Not only could company structures change, but the philosophy behind hiring techniques could evolve.
“What we look at in terms of management skills will change,” Michels said. “What constitutes competent management is getting away from motivating people toward a long-term goal in a company. [It’s going to be] easier to assemble teams that are highly effective to do specific things and then break them up and scatter them to other jobs.”
With business models up in the air, the importance of the lawsuit currently pending in California against ridesharing company Uber Technologies - in which the $50 billion startup is facing a possible class action lawsuit for allegedly misclassifying 160,000 of its drivers as independent contractors - is monumental.
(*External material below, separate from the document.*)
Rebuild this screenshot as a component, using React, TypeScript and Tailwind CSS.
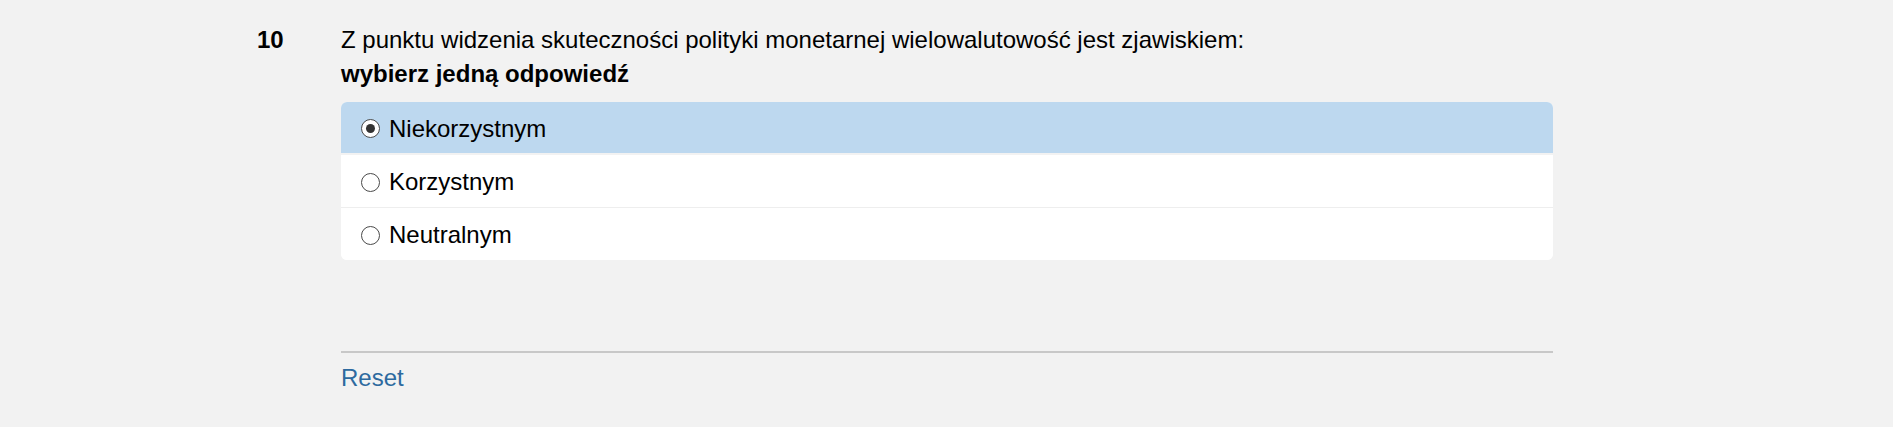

Hanging in the balance is the crux of the FLSA and its provisions: minimum wage, overtime and other protections only extend to employees of a company.
One thing is for certain, say those who deal with the litigation regularly: as regulations and interpretations surrounding the FLSA continue, lawsuits will abound.
“The cost of labor is one of the biggest costs of running business,” said Maureen Salas, an attorney and shareholder in Chicago-based Werman Salas PC, a firm which represents large numbers of employees in wage and hour cases under the FLSA.
“Sometimes [businesses] take measures that they shouldn't be taking,” Salas said. “I do think that we’ll see an increase of [FLSA] cases. You’re going to find employers who find creative tactics to not have to follow through with their obligations.”
(Editor's note: The U.S. Chamber of Commerce Institute for Legal Reform owns the Madison-St. Clair Record).